Interoperability

Bohrium is interoperable with other popular Python projects such as Cython and PyOpenCL. The idea is that if you encounter a problem that you cannot implement using array programming and Bohrium cannot accelerate, you can manually accelerate that problem using Cython or PyOpenCL.

NumPy

One example of such a problem is bincount() from NumPy. bincount() computes a histogram of an array, which isn’t possible to implement efficiently through array programming. One approach is simply to use the implementation of NumPy:

import numpy
import bohrium

def bincount_numpy(ary):
    # Make a NumPy copy of the Bohrium array
    np_ary = ary.copy2numpy()
    # Let NumPy handle the calculation
    result = numpy.bincount(np_ary)
    # Copy the result back into a new Bohrium array
    return bohrium.array(result)

In this case, we use bohrium._bh.ndarray.copy2numpy() and bohrium.array() to copy the Bohrium to NumPy and back again.

Cython

In order to parallelize bincount() for a multi-core CPU, one can use Cython:

import numpy as np
import bohrium
import cython
from cython.parallel import prange, parallel
from libc.stdlib cimport abort, malloc, free
cimport numpy as cnp
cimport openmp
ctypedef cnp.uint64_t uint64

@cython.boundscheck(False) # turn off bounds-checking
@cython.cdivision(True) # turn off division-by-zero checking
cdef _count(uint64[:] x, uint64[:] out):
    cdef int num_threads, thds_id
    cdef uint64 i, start, end
    cdef uint64* local_histo

    with nogil, parallel():
        num_threads = openmp.omp_get_num_threads()
        thds_id = openmp.omp_get_thread_num()
        start = (x.shape[0] / num_threads) * thds_id
        if thds_id == num_threads-1:
            end = x.shape[0]
        else:
            end = start + (x.shape[0] / num_threads)

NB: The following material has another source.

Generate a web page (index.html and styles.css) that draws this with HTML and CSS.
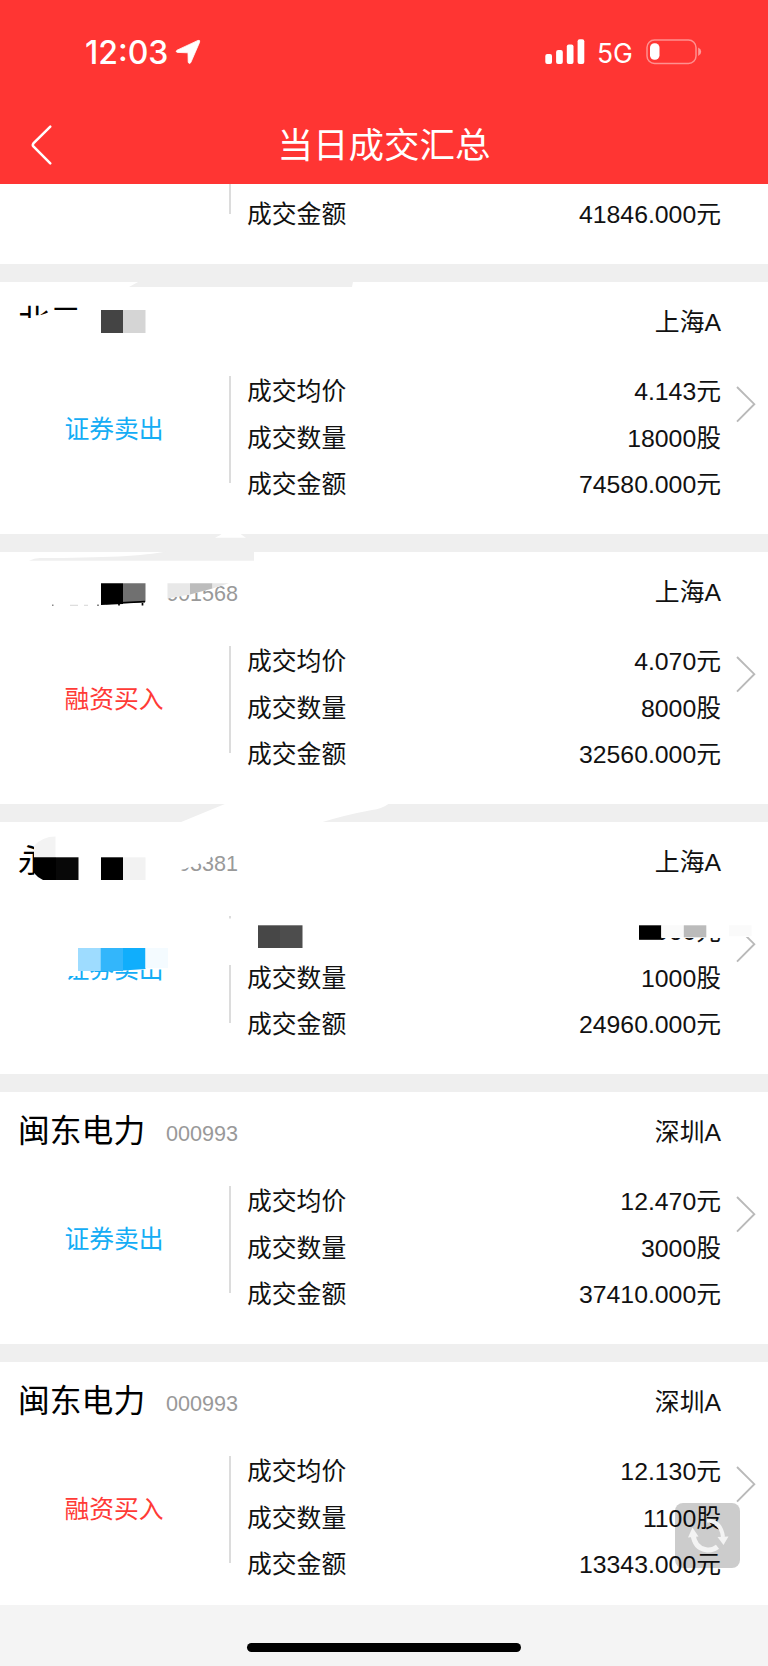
FILE: index.html
```html
<!DOCTYPE html>
<html lang="zh-CN">

<head>
  <meta charset="UTF-8">
  <meta name="viewport" content="width=device-width, initial-scale=1.0">
  <title>当日成交汇总</title>
  <link rel="stylesheet" href="styles.css">
</head>

<body>
  <section class="app">
    <header class="header">
      <div class="status-bar">
        <span class="time">12:03</span>
        <svg class="location" width="26" height="26" viewBox="0 0 26 26">
          <path d="M2 11.2 L23 1.4 Q25.4 .8 24.6 3.2 L15.8 23.6 Q14.4 25.6 13.2 23.4 L13 13.8 L2.4 13.4 Q0 12.6 2 11.2Z" fill="#fff" stroke="#fff" stroke-width=".8" stroke-linejoin="round"/>
        </svg>
        <svg class="signal" width="40" height="26" viewBox="0 0 40 26" fill="#fff">
          <rect x="0.3" y="15" width="6.7" height="10" rx="2"/>
          <rect x="11.1" y="11" width="6.7" height="14" rx="2"/>
          <rect x="21.8" y="5.5" width="6.7" height="19.5" rx="2"/>
          <rect x="32.6" y="0.2" width="6.7" height="24.8" rx="2"/>
        </svg>
        <span class="network">5G</span>
        <svg class="battery" width="56" height="26" viewBox="0 0 56 26">
          <rect x="1" y="1" width="49" height="23.5" rx="7.5" fill="none" stroke="#fff" stroke-opacity=".45" stroke-width="1.5"/>
          <rect x="4" y="4.3" width="9.5" height="16.4" rx="4.5" fill="#fff"/>
          <path d="M52.2 8.5 Q55.2 10 55.2 12.8 Q55.2 15.5 52.2 17Z" fill="#fff" fill-opacity=".5"/>
        </svg>
      </div>
      <div class="nav-bar">
        <svg class="back" width="24" height="42" viewBox="0 0 24 42">
          <path d="M20.3 2.6 L3.4 19.4 Q2.2 21 3.4 22.4 L20.3 39.4" fill="none" stroke="#fff" stroke-width="2.5" stroke-linecap="round"/>
        </svg>
        <h1>当日成交汇总</h1>
      </div>
    </header>

    <main class="list">
      <article class="card scrolled">
        <div class="card-body">
          <div class="action"></div>
          <dl class="details">
            <div class="row"><dt>成交金额</dt><dd>41846.000元</dd></div>
          </dl>
        </div>
      </article>

      <article class="card">
        <div class="card-head">
          <span class="name">北元</span>
          <span class="market">上海A</span>
        </div>
        <div class="card-body">
          <div class="action sell">证券卖出</div>
          <dl class="details">
            <div class="row"><dt>成交均价</dt><dd>4.143元</dd></div>
            <div class="row"><dt>成交数量</dt><dd>18000股</dd></div>
            <div class="row"><dt>成交金额</dt><dd>74580.000元</dd></div>
          </dl>
          <svg class="arrow" width="20" height="37" viewBox="0 0 20 37"><path d="M1 1 L18.3 18.2 L1 35.6"/></svg>
        </div>
        <svg class="mosaic" width="768" height="270" viewBox="0 264 768 270">
          <path d="M129 287 L139 281.5 H353 L352 287Z" fill="#efefef"/>
          <path d="M16 298 H98 V305.5 H16Z M16 318 H31 L33 315.5 L41 315 L47 313 L50 311 H98 V345 H16Z" fill="#fff"/>
          <rect x="101" y="310" width="22" height="23" fill="#444"/>
          <rect x="123" y="310" width="22.5" height="23" fill="#d5d5d5"/>
        </svg>
      </article>

      <article class="card">
        <div class="card-head">
          <span class="name"></span>
          <span class="code">601568</span>
          <span class="market">上海A</span>
        </div>
        <div class="card-body">
          <div class="action buy">融资买入</div>
          <dl class="details">
            <div class="row"><dt>成交均价</dt><dd>4.070元</dd></div>
            <div class="row"><dt>成交数量</dt><dd>8000股</dd></div>
            <div class="row"><dt>成交金额</dt><dd>32560.000元</dd></div>
          </dl>
          <svg class="arrow" width="20" height="37" viewBox="0 0 20 37"><path d="M1 1 L18.3 18.2 L1 35.6"/></svg>
        </div>
        <svg class="mosaic" width="768" height="270" viewBox="0 534 768 270">
          <path d="M215 537.7 Q221 535 222 533.5 H240 Q243 536 246 537.7Z" fill="#fff"/>
          <path d="M29 560.7 Q34 558 40 558 Q135 558 166 551.5 H254 V560.7Z" fill="#efefef"/>
          <path d="M101 583.3 H123 V604 L101 605Z" fill="#000"/>
          <path d="M123 583.3 H145.5 V602 L123 603.5Z" fill="#707070"/>
          <path d="M106 603.5 L145 601.7 M119 603 V605.5 M142.5 603 V605.5" stroke="#000" stroke-width="1.7"/>
          <path d="M52 604.5 H53.5 V606 H52Z M97 604.5 H99 V606 H97Z" fill="#888"/>
          <path d="M70 605.3 H78 M84 605.3 H88" stroke="#ccc" stroke-width=".8"/>
          <path d="M164 580 H230 V583.3 L212.5 588.5 L190 594.5 L167 598.5 H164Z" fill="#fff"/>
          <path d="M167.5 583.3 H190 V594.5 L167.5 598.5Z" fill="#e8e8e8"/>
          <path d="M190 583.3 H212.5 V588.5 L190 594.5Z" fill="#bcbcbc"/>
          <path d="M212.5 583.3 H229 L212.5 588.5Z" fill="#e6e6e6"/>
        </svg>
      </article>

      <article class="card">
        <div class="card-head">
          <span class="name">永</span>
          <span class="code">603381</span>
          <span class="market">上海A</span>
        </div>
        <div class="card-body">
          <div class="action sell">证券卖出</div>
          <dl class="details">
            <div class="row"><dt></dt><dd>24.960元</dd></div>
            <div class="row"><dt>成交数量</dt><dd>1000股</dd></div>
            <div class="row"><dt>成交金额</dt><dd>24960.000元</dd></div>
          </dl>
          <svg class="arrow" width="20" height="37" viewBox="0 0 20 37"><path d="M1 1 L18.3 18.2 L1 35.6"/></svg>
        </div>
        <svg class="mosaic" width="768" height="270" viewBox="0 804 768 270">
          <path d="M180 822.5 L226 803.5 H389 Q382 809 372 810 Q345 815 321 822.5Z" fill="#fff"/>
          <path d="M34 842 L50 835 H60 V885 H44 L34 874Z" fill="#fff"/>
          <path d="M34 857 V846 Q42 836.5 55.5 836.5 V857Z" fill="#f3f3f3"/>
          <path d="M34 857.3 H56 V880 H43 Q37 877 34 873Z" fill="#000"/>
          <rect x="56" y="857.3" width="22.5" height="22.7" fill="#080808"/>
          <rect x="101" y="857.3" width="22" height="22.7" fill="#000"/>
          <rect x="123" y="857.3" width="22.5" height="22.7" fill="#f2f2f2"/>
          <path d="M162 850 H214 L210 859 L206 863 L201 862 L196 866 L190 867 L181 870 V875 H162Z" fill="#fff"/>
          <rect x="227" y="918.5" width="6" height="46.5" fill="#fff"/>
          <rect x="258" y="925.3" width="22" height="22.7" fill="#474747"/>
          <rect x="280" y="925.3" width="22.5" height="22.7" fill="#4d4d4d"/>
          <path d="M60 950 H168 V968.5 L125 970.5 L78 971 V976 H60Z" fill="#fff"/>
          <rect x="78" y="948" width="22.5" height="23" fill="#9edcff"/>
          <rect x="100.5" y="948" width="22.5" height="23" fill="#33b6fb"/>
          <path d="M123 948 H145.5 V969 L123 970.5Z" fill="#10aefc"/>
          <rect x="145.5" y="948" width="22.5" height="20" fill="#f4fbff"/>
          <path d="M612 915 H758 V937 H722 V938 H661 V940 H639 V948 H612Z" fill="#fff"/>
          <rect x="639" y="925.3" width="22.3" height="14.5" fill="#000"/>
          <rect x="661.3" y="925.3" width="22.5" height="12" fill="#fafafa"/>
          <rect x="683.8" y="925.3" width="22.5" height="12" fill="#bbb"/>
          <rect x="729" y="925.3" width="22.5" height="11" fill="#fafafa"/>
        </svg>
      </article>

      <article class="card">
        <div class="card-head">
          <span class="name">闽东电力</span>
          <span class="code">000993</span>
          <span class="market">深圳A</span>
        </div>
        <div class="card-body">
          <div class="action sell">证券卖出</div>
          <dl class="details">
            <div class="row"><dt>成交均价</dt><dd>12.470元</dd></div>
            <div class="row"><dt>成交数量</dt><dd>3000股</dd></div>
            <div class="row"><dt>成交金额</dt><dd>37410.000元</dd></div>
          </dl>
          <svg class="arrow" width="20" height="37" viewBox="0 0 20 37"><path d="M1 1 L18.3 18.2 L1 35.6"/></svg>
        </div>
      </article>

      <article class="card">
        <div class="card-head">
          <span class="name">闽东电力</span>
          <span class="code">000993</span>
          <span class="market">深圳A</span>
        </div>
        <div class="card-body">
          <div class="action buy">融资买入</div>
          <dl class="details">
            <div class="row"><dt>成交均价</dt><dd>12.130元</dd></div>
            <div class="row"><dt>成交数量</dt><dd>1100股</dd></div>
            <div class="row"><dt>成交金额</dt><dd>13343.000元</dd></div>
          </dl>
          <svg class="arrow" width="20" height="37" viewBox="0 0 20 37"><path d="M1 1 L18.3 18.2 L1 35.6"/></svg>
        </div>
      </article>
    </main>

    <button type="button" class="refresh" aria-label="刷新">
      <svg width="65" height="65" viewBox="0 0 65 65">
        <g fill="none" stroke="#f3f3f3">
          <path d="M18 31 Q19.5 45 31 46.8 Q37 48 42.5 43.8" stroke-width="5"/>
          <path d="M32 17.5 Q46 18 48 34" stroke-width="4"/>
        </g>
        <path d="M17.5 24.5 L23.5 33.5 L13 34.5Z M42.5 34 L53.5 33.5 L48.5 42Z" fill="#f3f3f3"/>
      </svg>
    </button>

    <footer class="footer">
      <div class="home-indicator"></div>
    </footer>
  </section>
</body>

</html>
```
FILE: styles.css
```css
body {
  margin: 0;
  background: #f4f4f4;
  color: #111;
  font-family: "Liberation Sans", "Noto Sans CJK SC", sans-serif;
}

.app {
  display: flex;
  flex-direction: column;
  width: 768px;
  height: 1666px;
  position: relative;
  overflow: hidden;
}

.header {
  height: 184px;
  background: #ff3533;
  color: #fff;
}

.status-bar {
  display: flex;
  align-items: center;
  height: 104px;
  padding: 0 66px 0 85px;
  box-sizing: border-box;
  font-family: Inter, sans-serif;
}

.time {
  font-size: 32px;
  font-weight: 500;
  width: 90px;
  white-space: nowrap;
}

.signal {
  margin-left: auto;
}

.network {
  font-size: 26.5px;
  font-weight: 400;
  margin: 2px 0 0 12px;
  width: 49px;
}

.nav-bar {
  display: flex;
  align-items: center;
  height: 80px;
  padding: 0 30px;
}

.back {
  margin-top: 1px;
}

h1 {
  flex: 1;
  margin: 4px 24px 0 0;
  font-size: 35.5px;
  font-weight: 400;
  line-height: 50px;
  text-align: center;
}

.list {
  display: flex;
  flex-direction: column;
  gap: 18px;
  height: 1421px;
  background: #efefef;
  overflow: hidden;
}

.card {
  flex: none;
  height: 252px;
  background: #fff;
  position: relative;
}

.card:last-child {
  height: 243px;
}

.card-head {
  display: flex;
  align-items: center;
  height: 78px;
  padding: 0 47px 0 18px;
}

.name {
  color: #000;
  font-size: 31.8px;
  width: 148px;
  margin-bottom: 6px;
  white-space: nowrap;
}

.code {
  color: #999;
  font-size: 21.6px;
  margin-top: 6px;
}

.market {
  margin-left: auto;
  margin-bottom: 3px;
  font-size: 24.8px;
}

.card-body {
  display: flex;
  padding-top: 8px;
}

.action {
  width: 229px;
  box-sizing: border-box;
  padding: 44px 1px 0 0;
  font-size: 24.8px;
  line-height: 36px;
  text-align: center;
}

.sell {
  color: #14adf5;
}

.buy {
  color: #ff3b36;
}

.details {
  width: 492px;
  height: 107px;
  margin: 8px 0 0;
  padding: 1px 0 0 16px;
  box-sizing: border-box;
  border-left: 2px solid #dcdcdc;
}

.row {
  display: flex;
  justify-content: space-between;
  height: 46.6px;
  line-height: 30px;
  font-size: 24.8px;
}

dd {
  margin: 0;
}

.arrow {
  margin: 18px 0 0 15px;
}

.arrow path {
  fill: none;
  stroke: #b9b9b9;
  stroke-width: 1.9;
}

/* first card is cut off by the header */
.scrolled {
  height: 80px;
}

.scrolled .card-body {
  padding: 0;
}

.scrolled .details {
  height: 30px;
  margin: 0;
}

.scrolled .row {
  padding-top: 15px;
}

.mosaic {
  position: absolute;
  top: -18px;
  left: 0;
}

.refresh {
  position: absolute;
  left: 675px;
  top: 1503px;
  width: 65px;
  height: 65px;
  padding: 0;
  border: 0;
  border-radius: 8px;
  background: rgba(0, 0, 0, 0.2);
}

.refresh svg {
  display: block;
}

.footer {
  flex: 1;
  background: #f4f4f4;
}

.home-indicator {
  width: 274px;
  height: 9px;
  margin: 38px auto 0;
  border-radius: 5px;
  background: #000;
}
```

        if not(thds_id < num_threads-1 and x.shape[0] < num_threads):
            local_histo = <uint64 *> malloc(sizeof(uint64) * out.shape[0])
            if local_histo == NULL:
                abort()
            for i in range(out.shape[0]):
                local_histo[i] = 0

            for i in range(start, end):
                local_histo[x[i]] += 1

            with gil:
                for i in range(out.shape[0]):
                    out[i] += local_histo[i]
            free(local_histo)


def bincount_cython(x, minlength=None):
    # The output `ret` has the size of the max element plus one
    ret = bohrium.zeros(x.max()+1, dtype=x.dtype)

    # To reduce overhead, we use `interop_numpy.get_array()` instead of `copy2numpy()`
    # This approach means that `x_buf` and `ret_buf` points to the same memory as `x` and `ret`.
    # Therefore, only change or deallocate `x` and `ret` when you are finished using `x_buf` and `ret_buf`.
    x_buf = bohrium.interop_numpy.get_array(x)
    ret_buf = bohrium.interop_numpy.get_array(ret))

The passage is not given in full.